Forse è questo il motivo per cui “Intransigenze” non è il libro giusto per iniziare a comprendere di cosa è capace con le sue invenzioni letterarie Nabokov. Chi vuole innamorarsene può iniziare da “Lolita”, può provare i più classici “Invito a una decapitazione” o “La difesa di Luzin” (specie se “La regina degli scacchi” ha alzato l’interesse per il gioco). Ma vale la pena fare come Nabokov e togliere dei pezzi gustosi dal libro: un assaggio per chi magari vuole rischiare e provare a conoscerlo così.
“ -Tornerebbe in Russia?
– Non ci tornerò mai, per il semplice motivo che tutta la Russia di cui ho bisogno è sempre qui con me: la letteratura, la lingua, la mia infanzia russa. Non ci tornerò mai. Non mi arrenderò mai.”
“Vuol sapere come è nata la poesia? Sono convinto che cominciò il giorno in cui un ragazzo troglodita tornò alla caverna, correndo nell’erba alta, e urlò trafelato: «Lupo, lupo»; e non c’era nessun lupo. Senza dubbio i suoi babbuinici genitori, strenui fautori della verità, gliele suonarono, ma ormai la poesia era nata – nell’erba alta era sbocciato il primo fiore della fantasia.”
[oltre che in Intransigenze, questa convinzione è ribadita dallo scrittore in più occasioni anche nelle Lezioni di letteratura]
“– Di tutte le lingue che parla quale giudica la più bella?
– La testa dice l’inglese, il cuore il russo, l’orecchio il francese.”
“Quando studiavano il famoso racconto di Kafka, i miei allievi dovevano sapere esattamente in quale tipo d’insetto si trasforma Gregor (è un tondeggiante scarabeo stercorario, non il piatto scarafaggio ai certi traduttori disinvolti) e dovevano essere in grado di descrivere esattamente la distribuzione delle stanze, con la posizione delle porte e dei mobili, nell’appartamento della famiglia Samsa. Per l’Ulisse dovevano conoscere la pianta di Dublino. Sono convinto che si debba insistere sul particolare specifico; le idee generali sanno badare a se stesse.”
“[In risposta alla domanda: quali scene sarebbe stato bello poter filmare]: Shakespeare nella parte dello Spettro del Re. La decapitazione di Luigi XVI, con i tamburi che coprono il suo discorso dal patibolo. Herman Melville a colazione, mentre dà una sardina al suo gatto. Il matrimonio di Poe. I picnic di Lewis Carroll. I russi che se ne vanno dall’Alaska, felici dell’affare. Primo piano di una foca che applaude.”

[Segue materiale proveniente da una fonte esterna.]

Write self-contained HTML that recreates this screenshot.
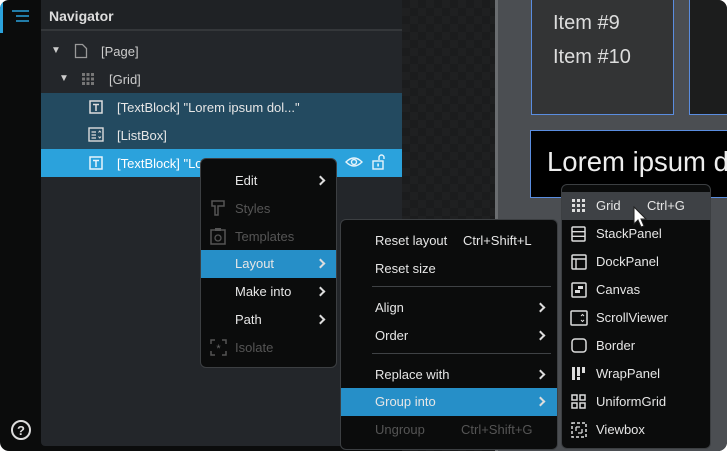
<!DOCTYPE html><html><head><style>
*{margin:0;padding:0;box-sizing:border-box}
body{width:727px;height:451px;background:#fff;font-family:"Liberation Sans",sans-serif;font-size:13px;color:#e6e6e6;position:relative;overflow:hidden}
.a{position:absolute}
.frame{left:0;top:0;width:727px;height:451px;background:#0b0c0c;border-radius:9px;overflow:hidden}
.chk{background-color:#1b1c1d;background-image:linear-gradient(45deg,#1f2021 25%,transparent 25%,transparent 75%,#1f2021 75%),linear-gradient(45deg,#1f2021 25%,transparent 25%,transparent 75%,#1f2021 75%);background-size:16px 16px;background-position:0 0,8px 8px}
.t{position:absolute;white-space:nowrap}
.menu{position:absolute;background:#0b0c0c;border:1px solid #3c3f42;border-radius:6px}
.it{position:absolute;left:0;right:0;height:28px}
.it span{position:absolute;top:6px;white-space:nowrap}
.hl{background:#268fc8}
.dis{color:#555}
.chev{position:absolute;width:7px;height:7px;border-right:2px solid #ddd;border-top:2px solid #ddd;transform:rotate(45deg)}
.sep{position:absolute;height:1px;background:#3f4245}
svg{position:absolute}
</style></head><body>
<div class="a frame">
 <div class="a" style="left:0;top:0;width:3px;height:33px;background:#2ba2dc"></div>
 <svg style="left:11px;top:9px" width="20" height="15"><g stroke="#2ba2dc" stroke-width="1.6"><line x1="1" y1="2" x2="18" y2="2"/><line x1="5" y1="7" x2="18" y2="7"/><line x1="5" y1="12" x2="18" y2="12"/></g></svg>
 <svg style="left:10px;top:419px" width="22" height="22"><circle cx="11" cy="11" r="9" fill="none" stroke="#ddd" stroke-width="2"/><text x="11" y="16" fill="#ddd" font-size="13" font-weight="bold" text-anchor="middle" font-family="Liberation Sans">?</text></svg>
 <div class="a" style="left:41px;top:0;width:361px;height:446px;background:#23262a;border-radius:0 0 0 4px"></div>
 <div class="a" style="left:41px;top:0;width:361px;height:31px;background:#1f2225;border-bottom:2px solid #34373a"></div>
 <div class="t" style="left:49px;top:8px;font-size:14px;font-weight:bold;color:#ddd">Navigator</div>
 <div class="t" style="left:51px;top:45px;font-size:10px;color:#ccc">▼</div>
 <svg style="left:74px;top:43px" width="14" height="16"><path d="M1.5 1.5H8.5L12.5 5.5V14.5H1.5Z" fill="none" stroke="#999" stroke-width="1.3"/></svg>
 <div class="t" style="left:101px;top:44px;color:#ccc">[Page]</div>
 <div class="t" style="left:59px;top:73px;font-size:10px;color:#ccc">▼</div>
 <svg style="left:82px;top:73px" width="12" height="12" fill="#777"><rect x="0" y="0" width="3" height="3"/><rect x="4.5" y="0" width="3" height="3"/><rect x="9" y="0" width="3" height="3"/><rect x="0" y="4.5" width="3" height="3"/><rect x="4.5" y="4.5" width="3" height="3"/><rect x="9" y="4.5" width="3" height="3"/><rect x="0" y="9" width="3" height="3"/><rect x="4.5" y="9" width="3" height="3"/><rect x="9" y="9" width="3" height="3"/></svg>
 <div class="t" style="left:109px;top:72px;color:#ccc">[Grid]</div>
 <div class="a" style="left:41px;top:93px;width:361px;height:56px;background:#234a60"></div>
 <div class="a" style="left:41px;top:149px;width:361px;height:28px;background:#2ba2dc"></div>
 <svg style="left:89px;top:100px" width="14" height="14"><rect x="1" y="1" width="12" height="12" fill="none" stroke="#ddd" stroke-width="1.5"/><path d="M4 4.5H10M7 4.5V11" stroke="#ddd" stroke-width="1.5"/></svg>
 <div class="t" style="left:117px;top:100px;color:#e6e6e6">[TextBlock] "Lorem ipsum dol..."</div>
 <svg style="left:88px;top:127px" width="16" height="15"><rect x="1" y="1" width="14" height="13" fill="none" stroke="#ddd" stroke-width="1.4"/><path d="M3.5 5H8M3.5 8H8M3.5 11H8" stroke="#ddd" stroke-width="1.2"/><path d="M10.5 5.5L11.8 4 13 5.5M10.5 9.5L11.8 11 13 9.5" stroke="#ddd" fill="none"/></svg>
 <div class="t" style="left:117px;top:128px">[ListBox]</div>
 <svg style="left:89px;top:156px" width="14" height="14"><rect x="1" y="1" width="12" height="12" fill="none" stroke="#e6f4fb" stroke-width="1.5"/><path d="M4 4.5H10M7 4.5V11" stroke="#e6f4fb" stroke-width="1.5"/></svg>
 <div class="t" style="left:117px;top:156px;color:#fff">[TextBlock] "Lo</div>
 <svg style="left:345px;top:156px" width="18" height="12"><path d="M1 6Q9 -2 17 6Q9 14 1 6Z" fill="none" stroke="#e6f4fb" stroke-width="1.4"/><circle cx="9" cy="6" r="2.5" fill="none" stroke="#e6f4fb" stroke-width="1.4"/></svg>
 <svg style="left:372px;top:154px" width="14" height="16"><path d="M7 6V3.5A2.5 2.5 0 0 1 12 3.5V5" fill="none" stroke="#e6f4fb" stroke-width="1.4"/><rect x="1" y="7" width="10" height="8" fill="none" stroke="#e6f4fb" stroke-width="1.4"/><rect x="5.3" y="9.5" width="1.6" height="3" fill="#e6f4fb"/></svg>
 <div class="a chk" style="left:402px;top:0;width:93px;height:451px"></div>
 <div class="a" style="left:495px;top:0;width:232px;height:451px;background:#4b4e52"></div>
 <div class="a" style="left:495px;top:0;width:3px;height:451px;background:#6a6d70"></div>
 <div class="a" style="left:531px;top:0;width:143px;height:115px;background:#333435;border:1px solid #5a8de0;border-top:none"></div>
 <div class="t" style="left:553px;top:12px;font-size:20px;color:#ddd">Item #9</div>
 <div class="t" style="left:553px;top:46px;font-size:20px;color:#ddd">Item #10</div>
 <div class="a" style="left:689px;top:0;width:40px;height:115px;background:#1c1d1d;border:1px solid #5a8de0;border-top:none"></div>
 <div class="a" style="left:530px;top:130px;width:200px;height:68px;background:#000;border:1px solid #5a8de0"></div>
 <div class="t" style="left:547px;top:146px;font-size:27.5px;color:#eee">Lorem ipsum d</div>
 <div class="menu" style="left:200px;top:158px;width:137px;height:210px">
  <div class="it" style="top:8px"><span style="left:34px">Edit</span><i class="chev" style="left:116px;top:10px"></i></div>
  <div class="it dis" style="top:36px"><span style="left:34px">Styles</span></div>
  <svg style="left:9px;top:40px" width="16" height="18"><path d="M2 2H14V7H8V16H5V7H2Z" fill="none" stroke="#555" stroke-width="1.5"/></svg>
  <div class="it dis" style="top:64px"><span style="left:34px">Templates</span></div>
  <svg style="left:9px;top:68px" width="16" height="18"><rect x="1" y="3" width="14" height="14" fill="none" stroke="#555" stroke-width="1.5"/><rect x="5" y="1" width="6" height="3" fill="#555"/><circle cx="8" cy="11" r="3" fill="none" stroke="#555" stroke-width="1.3"/></svg>
  <div class="it hl" style="top:91px"><span style="left:34px">Layout</span><i class="chev" style="left:116px;top:10px"></i></div>
  <div class="it" style="top:119px"><span style="left:34px">Make into</span><i class="chev" style="left:116px;top:10px"></i></div>
  <div class="it" style="top:147px"><span style="left:34px">Path</span><i class="chev" style="left:116px;top:10px"></i></div>
  <div class="it dis" style="top:175px"><span style="left:34px">Isolate</span></div>
  <svg style="left:9px;top:180px" width="17" height="17"><path d="M1 5V1H5M12 1H16V5M16 12V16H12M5 16H1V12" fill="none" stroke="#555" stroke-width="1.5"/><text x="8.5" y="13" fill="#666" font-size="11" text-anchor="middle">*</text></svg>
 </div>
 <div class="menu" style="left:340px;top:219px;width:218px;height:231px">
  <div class="it" style="top:7px"><span style="left:34px">Reset layout</span><span style="left:122px">Ctrl+Shift+L</span></div>
  <div class="it" style="top:35px"><span style="left:34px">Reset size</span></div>
  <div class="sep" style="left:31px;right:6px;top:66px"></div>
  <div class="it" style="top:74px"><span style="left:34px">Align</span><i class="chev" style="left:196px;top:10px"></i></div>
  <div class="it" style="top:102px"><span style="left:34px">Order</span><i class="chev" style="left:196px;top:10px"></i></div>
  <div class="sep" style="left:31px;right:6px;top:133px"></div>
  <div class="it" style="top:141px"><span style="left:34px">Replace with</span><i class="chev" style="left:196px;top:10px"></i></div>
  <div class="it hl" style="top:168px"><span style="left:34px">Group into</span><i class="chev" style="left:196px;top:10px"></i></div>
  <div class="it dis" style="top:196px"><span style="left:34px">Ungroup</span><span style="left:120px">Ctrl+Shift+G</span></div>
 </div>
 <div class="menu" style="left:561px;top:184px;width:150px;height:265px">
  <div class="it" style="top:7px;background:#3e4145"><span style="left:34px">Grid</span><span style="left:85px">Ctrl+G</span></div>
  <svg style="left:10px;top:14px" width="13" height="13" fill="#ddd"><rect x="0" y="0" width="3" height="3"/><rect x="5" y="0" width="3" height="3"/><rect x="10" y="0" width="3" height="3"/><rect x="0" y="5" width="3" height="3"/><rect x="5" y="5" width="3" height="3"/><rect x="10" y="5" width="3" height="3"/><rect x="0" y="10" width="3" height="3"/><rect x="5" y="10" width="3" height="3"/><rect x="10" y="10" width="3" height="3"/></svg>
  <div class="it" style="top:35px"><span style="left:34px">StackPanel</span></div>
  <svg style="left:9px;top:41px" width="15" height="16"><rect x="1" y="1" width="13" height="14" rx="1" fill="none" stroke="#ddd" stroke-width="1.5"/><path d="M1 5.7H14M1 10.3H14" stroke="#ddd" stroke-width="1.4"/></svg>
  <div class="it" style="top:63px"><span style="left:34px">DockPanel</span></div>
  <svg style="left:9px;top:69px" width="16" height="16"><rect x="1" y="1" width="14" height="14" rx="1" fill="none" stroke="#ddd" stroke-width="1.5"/><path d="M1 5H15M5 5V15" stroke="#ddd" stroke-width="1.4"/></svg>
  <div class="it" style="top:91px"><span style="left:34px">Canvas</span></div>
  <svg style="left:9px;top:97px" width="16" height="16"><rect x="1" y="1" width="14" height="14" rx="1" fill="none" stroke="#ddd" stroke-width="1.5"/><rect x="7" y="4" width="5" height="3" fill="#ddd"/><rect x="4" y="8" width="5" height="3" fill="#ddd"/></svg>
  <div class="it" style="top:119px"><span style="left:34px">ScrollViewer</span></div>
  <svg style="left:8px;top:125px" width="18" height="16"><rect x="1" y="1" width="16" height="14" rx="1" fill="none" stroke="#ddd" stroke-width="1.5"/><path d="M11 6L12.5 4.5 14 6M11 10L12.5 11.5 14 10" fill="none" stroke="#ddd"/></svg>
  <div class="it" style="top:147px"><span style="left:34px">Border</span></div>
  <svg style="left:9px;top:153px" width="16" height="15"><rect x="1" y="1" width="14" height="13" rx="3" fill="none" stroke="#ddd" stroke-width="1.5"/></svg>
  <div class="it" style="top:175px"><span style="left:34px">WrapPanel</span></div>
  <svg style="left:10px;top:181px" width="15" height="15" fill="#ddd"><rect x="0" y="1" width="3" height="13"/><rect x="5" y="1" width="3" height="9"/><rect x="5" y="11" width="3" height="3"/><rect x="10" y="1" width="3" height="6"/></svg>
  <div class="it" style="top:203px"><span style="left:34px">UniformGrid</span></div>
  <svg style="left:9px;top:209px" width="16" height="16"><g fill="none" stroke="#ddd" stroke-width="1.5"><rect x="1" y="1" width="5" height="5"/><rect x="9" y="1" width="5" height="5"/><rect x="1" y="9" width="5" height="5"/><rect x="9" y="9" width="5" height="5"/></g></svg>
  <div class="it" style="top:231px"><span style="left:34px">Viewbox</span></div>
  <svg style="left:9px;top:237px" width="16" height="16"><rect x="1" y="1" width="14" height="14" fill="none" stroke="#ddd" stroke-width="1.5" stroke-dasharray="3 2"/><path d="M5 5V9M5 5H9M11 11H7M11 11V7" stroke="#ddd" stroke-width="1.3"/></svg>
 </div>
 <svg style="left:633px;top:206px" width="16" height="24"><path d="M1 1V18L5 14L8 21L11 20L8 13H13Z" fill="#fff" stroke="#222" stroke-width="1"/></svg>
</div>
</body></html>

“Ben venga il libero scambio di terminologia fra qualsiasi ramo della scienza e qualsiasi racemo dell’arte. Non c’è scienza senza fantasia, come non c’è arte senza dati di fatto. L’aforisticismo è sintomo di arteriosclerosi.”
“La mia conoscenza delle opere di Mr. Forster si limita a un romanzo che non mi piace; e in ogni caso non è lui il padre di questa vieta favoletta sui personaggi che sfuggono di mano; è vecchia quanto le penne d’oca, anche se naturalmente si può solidarizzare con i suoi personaggi quando si dibattono per sottrarsi a quel viaggio in India – o dove altro Forster li vuole portare. I miei personaggi sono galeotti condannati ai remi”
[In Intransigenze le bordate contro altri scrittori non sono rare]
“– C’è qualche scrittore contemporaneo che lei segue con vero piacere?
– Ce n’è parecchi, ma non farò i loro nomi. Il piacere anonimo non fa male a nessuno.”
“- Circola voce che lei stia pensando di lasciare Montreux per sempre. C’è qualcosa di vero?
– Be’, circola voce che prima o poi tutte le persone che adesso vivono a Montreux la lasceranno per sempre.”
Per concludere, vale la pena riportare una risposta di “Intransigenze” che tra tante sembra prefigurare il futuro con le emoji che usiamo ogni giorno; e forse questo sorriso è lo stesso di chi sta al gioco con Nabokov:
“- Che posto si assegna fra gli scrittori viventi e quelli del passato prossimo?
– Molte volte penso che dovrebbe esistere uno speciale segno tipografico per indicare un sorriso — una specie di lineetta concava, una parentesi tonda supina, che ora mi piacerebbe tracciare in risposta alla sua domanda.”